-- Begin Given data --

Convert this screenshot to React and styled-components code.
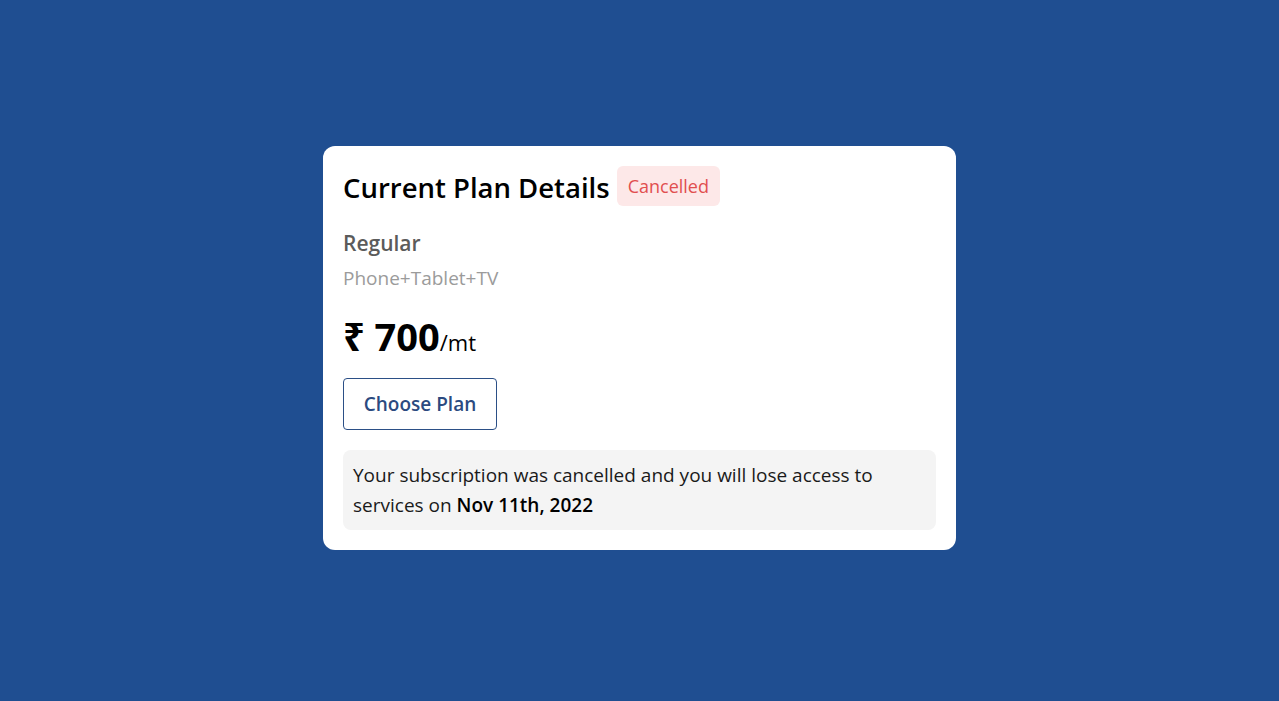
import styled, { createGlobalStyle } from "styled-components";

const GlobalStyle = createGlobalStyle`
  html, body {
    margin: 0;
    padding: 0;
    background: #1f4e91;
    font-family: "Open Sans", "Noto Sans", sans-serif;
  }
`;

const Page = styled.div`
  min-height: 701px;
  display: flex;
  align-items: center;
  justify-content: center;
`;

const Card = styled.div`
  width: 633px;
  box-sizing: border-box;
  background: #ffffff;
  border-radius: 12px;
  padding: 20px;
  margin-top: -5px;
`;

const Header = styled.div`
  display: flex;
  align-items: center;
  gap: 7px;
  margin-top: 3px;
`;

const Title = styled.h2`
  margin: 0;
  font-size: 27.5px;
  font-weight: 600;
  color: #000;
`;

const Badge = styled.span`
  background: #fde8e8;
  color: #e14f4f;
  font-size: 18px;
  font-weight: 400;
  padding: 8px 11px;
  border-radius: 6px;
  margin-top: -4px;
`;

const PlanName = styled.div`
  margin-top: 23px;
  font-size: 21px;
  font-weight: 600;
  color: #5b5b5b;
`;

const PlanDevices = styled.div`
  margin-top: 8px;
  font-size: 19px;
  color: #9b9b9b;
`;

const Price = styled.div`
  margin-top: 19px;
  font-size: 38px;
  font-weight: 700;
  color: #000;
`;

const Per = styled.span`
  font-size: 22px;
  font-weight: 400;
`;

const ChooseButton = styled.button`
  display: block;
  margin-top: 16px;
  width: 154px;
  height: 52px;
  background: #fff;
  border: 1px solid #2b4f86;
  border-radius: 4px;
  color: #2b4a80;
  font-family: inherit;
  font-size: 19px;
  font-weight: 600;
  cursor: pointer;
`;

const Notice = styled.div`
  margin-top: 20px;
  background: #f4f4f4;
  border-radius: 8px;
  padding: 10px;
  font-size: 19px;
  line-height: 30px;
  color: #1a1a1a;

  b {
    font-weight: 600;
    color: #000;
  }
`;

export default function App() {
  return (
    <>
      <GlobalStyle />
      <Page>
        <Card>
          <Header>
            <Title>Current Plan Details</Title>
            <Badge>Cancelled</Badge>
          </Header>
          <PlanName>Regular</PlanName>
          <PlanDevices>Phone+Tablet+TV</PlanDevices>
          <Price>
            ₹ 700<Per>/mt</Per>
          </Price>
          <ChooseButton>Choose Plan</ChooseButton>
          <Notice>
            Your subscription was cancelled and you will lose access to services on <b>Nov 11th, 2022</b>
          </Notice>
        </Card>
      </Page>
    </>
  );
}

-- End Given data --

:: Brief ::
Output the data exactly. Pictures don't belong in the result.

:: Answer ::
Convert this screenshot to React and styled-components code.
import styled, { createGlobalStyle } from "styled-components";

const GlobalStyle = createGlobalStyle`
  html, body {
    margin: 0;
    padding: 0;
    background: #1f4e91;
    font-family: "Open Sans", "Noto Sans", sans-serif;
  }
`;

const Page = styled.div`
  min-height: 701px;
  display: flex;
  align-items: center;
  justify-content: center;
`;

const Card = styled.div`
  width: 633px;
  box-sizing: border-box;
  background: #ffffff;
  border-radius: 12px;
  padding: 20px;
  margin-top: -5px;
`;

const Header = styled.div`
  display: flex;
  align-items: center;
  gap: 7px;
  margin-top: 3px;
`;

const Title = styled.h2`
  margin: 0;
  font-size: 27.5px;
  font-weight: 600;
  color: #000;
`;

const Badge = styled.span`
  background: #fde8e8;
  color: #e14f4f;
  font-size: 18px;
  font-weight: 400;
  padding: 8px 11px;
  border-radius: 6px;
  margin-top: -4px;
`;

const PlanName = styled.div`
  margin-top: 23px;
  font-size: 21px;
  font-weight: 600;
  color: #5b5b5b;
`;

const PlanDevices = styled.div`
  margin-top: 8px;
  font-size: 19px;
  color: #9b9b9b;
`;

const Price = styled.div`
  margin-top: 19px;
  font-size: 38px;
  font-weight: 700;
  color: #000;
`;

const Per = styled.span`
  font-size: 22px;
  font-weight: 400;
`;

const ChooseButton = styled.button`
  display: block;
  margin-top: 16px;
  width: 154px;
  height: 52px;
  background: #fff;
  border: 1px solid #2b4f86;
  border-radius: 4px;
  color: #2b4a80;
  font-family: inherit;
  font-size: 19px;
  font-weight: 600;
  cursor: pointer;
`;

const Notice = styled.div`
  margin-top: 20px;
  background: #f4f4f4;
  border-radius: 8px;
  padding: 10px;
  font-size: 19px;
  line-height: 30px;
  color: #1a1a1a;

  b {
    font-weight: 600;
    color: #000;
  }
`;

export default function App() {
  return (
    <>
      <GlobalStyle />
      <Page>
        <Card>
          <Header>
            <Title>Current Plan Details</Title>
            <Badge>Cancelled</Badge>
          </Header>
          <PlanName>Regular</PlanName>
          <PlanDevices>Phone+Tablet+TV</PlanDevices>
          <Price>
            ₹ 700<Per>/mt</Per>
          </Price>
          <ChooseButton>Choose Plan</ChooseButton>
          <Notice>
            Your subscription was cancelled and you will lose access to services on <b>Nov 11th, 2022</b>
          </Notice>
        </Card>
      </Page>
    </>
  );
}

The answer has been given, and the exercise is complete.